Perfectly compatible

Event Timeline

c-po changed the task status from Open to In progress.Wed, Jan 13, 6:18 PM
c-po claimed this task.
c-po created this task.
c-po changed Difficulty level from Unknown (require assessment) to Easy (less than an hour).
c-po changed Why the issue appeared? from Will be filled on close to Issues in third-party code.
c-po changed Is it a breaking change? from Unspecified (possibly destroys the router) to Perfectly compatible.
c-po updated the task description. (Show Details)

Further debugging revelead it's a problem inserting the VRF BPF code, but I wonder why systemd does not restart the service one more time, then it works.

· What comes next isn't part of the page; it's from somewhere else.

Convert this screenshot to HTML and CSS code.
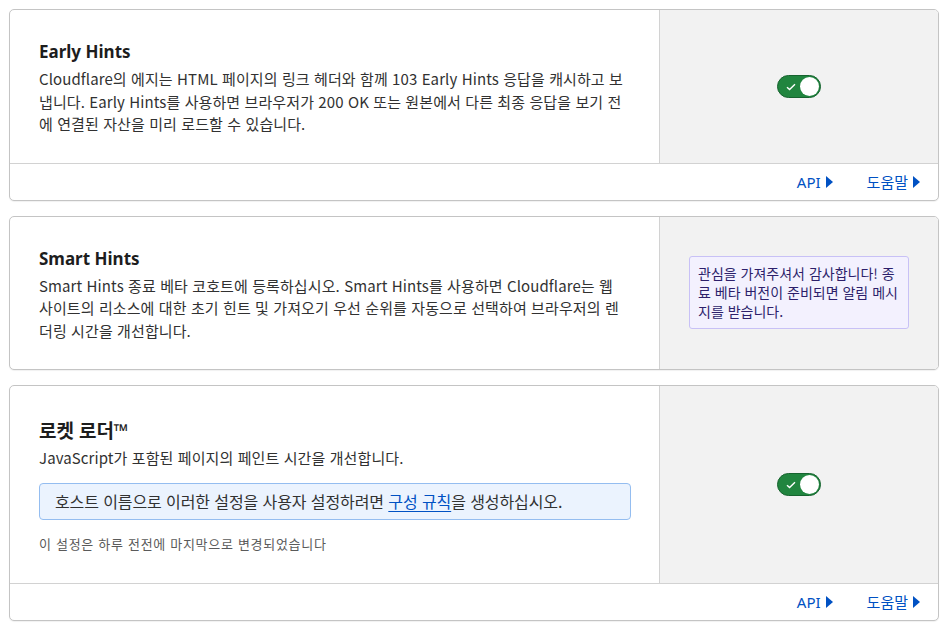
FILE: index.html
```html
<!DOCTYPE html>
<html lang="ko">
<head>
  <meta charset="UTF-8" />
  <meta name="viewport" content="width=device-width, initial-scale=1.0" />
  <title>Speed - Optimization</title>
  <link rel="stylesheet" href="styles.css">
</head>
<body>
  <div class="settings">

    <section class="setting-card">
      <div class="setting-row">
        <div class="setting-main">
          <h3 class="setting-title">Early Hints</h3>
          <p class="setting-desc">Cloudflare의 에지는 HTML 페이지의 링크 헤더와 함께 103 Early Hints 응답을 캐시하고 보냅니다. Early Hints를 사용하면 브라우저가 200 OK 또는 원본에서 다른 최종 응답을 보기 전에 연결된 자산을 미리 로드할 수 있습니다.</p>
        </div>
        <div class="setting-control">
          <button class="toggle on" aria-label="Early Hints">
            <svg class="toggle-check" width="10" height="8" viewBox="0 0 10 8"><path d="M1 4.2l2.6 2.4L9 1.2" fill="none" stroke="#fff" stroke-width="1.4"/></svg>
            <span class="toggle-knob"></span>
          </button>
        </div>
      </div>
      <div class="setting-footer">
        <a href="#" class="footer-link">API<svg width="7" height="12" viewBox="0 0 7 12"><path d="M0 0l7 6L0 12z" fill="currentColor"/></svg></a>
        <a href="#" class="footer-link">도움말<svg width="7" height="12" viewBox="0 0 7 12"><path d="M0 0l7 6L0 12z" fill="currentColor"/></svg></a>
      </div>
    </section>

    <section class="setting-card">
      <div class="setting-row">
        <div class="setting-main">
          <h3 class="setting-title">Smart Hints</h3>
          <p class="setting-desc">Smart Hints 종료 베타 코호트에 등록하십시오. Smart Hints를 사용하면 Cloudflare는 웹 사이트의 리소스에 대한 초기 힌트 및 가져오기 우선 순위를 자동으로 선택하여 브라우저의 렌더링 시간을 개선합니다.</p>
        </div>
        <div class="setting-control">
          <div class="beta-note">관심을 가져주셔서 감사합니다! 종료 베타 버전이 준비되면 알림 메시지를 받습니다.</div>
        </div>
      </div>
    </section>

    <section class="setting-card">
      <div class="setting-row">
        <div class="setting-main setting-main--tall">
          <h3 class="setting-title setting-title--ko">로켓 로더™</h3>
          <p class="setting-desc">JavaScript가 포함된 페이지의 페인트 시간을 개선합니다.</p>
          <div class="info-box">호스트 이름으로 이러한 설정을 사용자 설정하려면 <a href="#">구성 규칙</a>을 생성하십시오.</div>
          <p class="last-changed">이 설정은 하루 전전에 마지막으로 변경되었습니다</p>
        </div>
        <div class="setting-control">
          <button class="toggle on" aria-label="로켓 로더">
            <svg class="toggle-check" width="10" height="8" viewBox="0 0 10 8"><path d="M1 4.2l2.6 2.4L9 1.2" fill="none" stroke="#fff" stroke-width="1.4"/></svg>
            <span class="toggle-knob"></span>
          </button>
        </div>
      </div>
      <div class="setting-footer">
        <a href="#" class="footer-link">API<svg width="7" height="12" viewBox="0 0 7 12"><path d="M0 0l7 6L0 12z" fill="currentColor"/></svg></a>
        <a href="#" class="footer-link">도움말<svg width="7" height="12" viewBox="0 0 7 12"><path d="M0 0l7 6L0 12z" fill="currentColor"/></svg></a>
      </div>
    </section>

  </div>
</body>
</html>
```

FILE: styles.css
```css
:root {
  --text-color: #313131;
  --title-color: #1d1d1d;
  --border-color: #c4c4c4;
  --divider-color: #d2d2d2;
  --panel-bg: #f2f2f2;
  --link-color: #0051c3;
  --toggle-green: #21853f;
  --ko-font: 'Noto Sans CJK KR', 'Noto Sans', sans-serif;
}

body {
  font-family: 'Noto Sans', 'Noto Sans CJK KR', sans-serif;
  color: var(--text-color);
  background: #fff;
  margin: 0;
  padding: 9px 11px 9px 9px;
}

.settings {
  display: flex;
  flex-direction: column;
  gap: 15px;
}

.setting-card {
  border: 1px solid var(--border-color);
  border-radius: 5px;
  background: #fff;
  box-shadow: 0 1px 1px rgba(0, 0, 0, 0.06);
  overflow: hidden;
}

.setting-row {
  display: flex;
}

.setting-main {
  flex: 1;
  padding: 30px 28px 27px 29px;
}

.setting-main--tall {
  padding-top: 33px;
  padding-bottom: 30px;
}

.setting-title {
  margin: 0 0 4px;
  font-size: 17px;
  line-height: 24px;
  font-weight: 700;
  color: var(--title-color);
}

.setting-title--ko {
  font-size: 19px;
}

.setting-desc {
  margin: 0;
  font-family: var(--ko-font);
  font-size: 15px;
  letter-spacing: 0.1px;
  line-height: 22.5px;
}

.setting-control {
  width: 278px;
  flex-shrink: 0;
  background: var(--panel-bg);
  border-left: 1px solid var(--divider-color);
  display: flex;
  align-items: center;
  justify-content: center;
}

.toggle {
  position: relative;
  width: 44px;
  height: 23px;
  padding: 0;
  border-radius: 12px;
  border: 1px solid #17632f;
  background: var(--toggle-green);
  cursor: pointer;
}

.toggle-check {
  position: absolute;
  left: 8px;
  top: 7px;
}

.toggle-knob {
  position: absolute;
  right: 1px;
  top: 1px;
  width: 19px;
  height: 19px;
  border-radius: 50%;
  background: #fff;
}

.beta-note {
  width: 220px;
  box-sizing: border-box;
  padding: 7px 8px;
  background: #f3f1fe;
  border: 1px solid #c8c1f6;
  border-radius: 3px;
  color: #2d1f6b;
  font-family: var(--ko-font);
  font-size: 14px;
  line-height: 19px;
}

.info-box {
  margin: 13px 0 15px;
  padding: 6px 15px;
  background: #ebf3fe;
  border: 1px solid #94bdf0;
  border-radius: 4px;
  font-family: var(--ko-font);
  font-size: 16px;
  letter-spacing: -0.1px;
  line-height: 23px;
}

.info-box a {
  color: var(--link-color);
  text-decoration: underline;
  text-underline-offset: 3px;
}

.last-changed {
  margin: 0;
  font-family: var(--ko-font);
  font-size: 13px;
  letter-spacing: 0.7px;
  line-height: 18px;
  color: #5a5a5a;
}

.setting-footer {
  border-top: 1px solid var(--divider-color);
  height: 36px;
  display: flex;
  align-items: center;
  justify-content: flex-end;
  gap: 34px;
  padding-right: 18px;
}

.footer-link {
  display: flex;
  align-items: center;
  gap: 5px;
  color: var(--link-color);
  text-decoration: none;
  font-size: 15px;
}
```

strace[1579]: openat(AT_FDCWD, "/proc/1582/cgroup", O_RDONLY) = 5
strace[1579]: fstat(5, {st_mode=S_IFREG|0444, st_size=0, ...}) = 0
strace[1579]: read(5, "10:freezer:/\n9:cpuset:/\n8:perf_e"..., 1024) = 260
strace[1579]: close(5)                                = 0
strace[1579]: mkdir("/sys", 0755)                     = -1 EEXIST (File exists)
strace[1579]: mkdir("/sys/fs", 0755)                  = -1 EEXIST (File exists)
strace[1579]: mkdir("/sys/fs/cgroup", 0755)           = -1 EEXIST (File exists)
strace[1579]: mkdir("/sys/fs/cgroup/unified", 0755)   = -1 EEXIST (File exists)
strace[1579]: mkdir("/sys/fs/cgroup/unified/system.slice", 0755) = -1 EEXIST (File exists)
strace[1579]: mkdir("/sys/fs/cgroup/unified/system.slice/ssh.service", 0755) = -1 EEXIST (File exists)
strace[1579]: mkdir("/sys/fs/cgroup/unified/system.slice/ssh.service/vrf", 0755) = 0
strace[1579]: mkdir("/sys/fs/cgroup/unified/system.slice/ssh.service/vrf", 0755) = -1 EEXIST (File exists)
strace[1579]: mkdir("/sys/fs/cgroup/unified/system.slice/ssh.service/vrf/foo", 0755) = 0
strace[1579]: mkdir("/sys/fs/cgroup/unified/system.slice/ssh.service/vrf/foo", 0755) = -1 EEXIST (File exists)
strace[1579]: openat(AT_FDCWD, "/sys/fs/cgroup/unified/system.slice/ssh.service/vrf/foo", O_RDONLY|O_DIRECTORY) = 5
strace[1579]: bpf(BPF_PROG_LOAD, {prog_type=BPF_PROG_TYPE_CGROUP_SOCK, insn_cnt=6, insns=0x7ffe733340e0, license="GPL", log_level=1, log_size=262144, log_buf="", kern_version=KERNEL_VERSION(0, 0, 0), prog_flags=0, prog_name="", prog_ifindex=0, expected_attach_type=BPF_CGROUP_INET_INGRESS}, 112) = -1 EPERM (Operation not permitted)
systemd[1]: ssh.service: Main process exited, code=exited, status=255/EXCEPTION
strace[1579]: write(2, "Failed to load BPF prog: 'Operat"..., 51Failed to load BPF prog: 'Operation not permitted'
systemd[1]: ssh.service: Failed with result 'exit-code'.
strace[1579]: ) = 51
strace[1579]: close(5)                                = 0
strace[1579]: close(-1)                               = -1 EBADF (Bad file descriptor)
strace[1579]: getuid()                                = 0
strace[1579]: exit_group(-1)                          = ?
strace[1579]: +++ exited with 255 +++
systemd[1]: Failed to start OpenBSD Secure Shell server.

Note the line: systemd[1]: ssh.service: Main process exited, code=exited, status=255/EXCEPTION

The default systemd SSH unit file has RestartPreventExitStatus=255 set and the man states:

Restart=
Configures whether the service shall be restarted when the service process exits, is killed, or a timeout is reached.
...
As exceptions to the setting above, the service will not be restarted if the exit code or signal is specified in RestartPreventExitStatus= (see below) or the service is stopped with systemctl stop or an equivalent operation. Also, the services will always be restarted if the exit code or signal is specified in RestartForceExitStatus= (see below).

Thus clearing RestartPreventExitStatus= from the systemd unit file for SSH solves this issue.

c-po triaged this task as Normal priority.